In his article published in 1921, ‘Tampering with Loyalty’, Gandhi wrote, “…Sedition has become the creed of the Congress. Every non-co-operator is pledged to preach disaffection towards the Government established by law. Non- cooperation, though a religious and strictly moral movement, deliberately aims at the overthrow of the Government, and is therefore legally seditious in terms of the Indian Penal Code.”
Nehru was charged with sedition in 1930. Like Gandhi, he too did not defend himself in court and pleaded guilty to Section 124A. He told the magistrate: “There can be no compromise between freedom and slavery, and between truth and falsehood. We realized that the price of freedom is blood and suffering — the blood of our own countrymen and the suffering of the noblest in the land — and that price we shall pay in full measure…” (Quoted in Chitranshul Sinha: ‘The Great Repression: The Story of Sedition in India’, Penguin Viking, 2019)
Despite being used by the colonial state to target nationalist leaders, the sedition law continued to exist in independent India. However, Nehru did understand the problems with it, and told Parliament that “the sooner we get rid of it the better”.

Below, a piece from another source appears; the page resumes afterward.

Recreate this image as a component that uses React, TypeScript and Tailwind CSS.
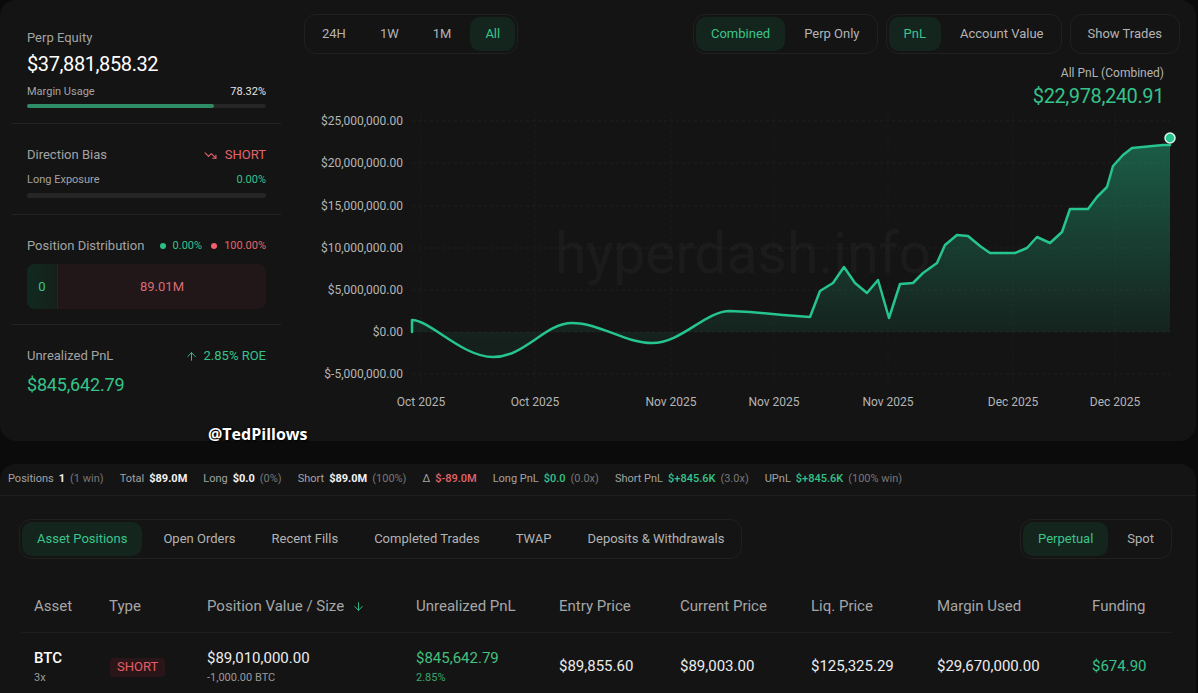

During the debate on the First Amendment that imposed “reasonable restrictions” on the fundamental right of freedom of speech and guaranteed expression under Article 19(1)(A), he said: “Take again Section 124A of the Indian Penal Code. Now so far as I am concerned that this particular section is highly objectionable and obnoxious and it should have no place both for practical and historical reasons, if you like, in any body of laws that we might pass. The sooner we get rid of it the better.”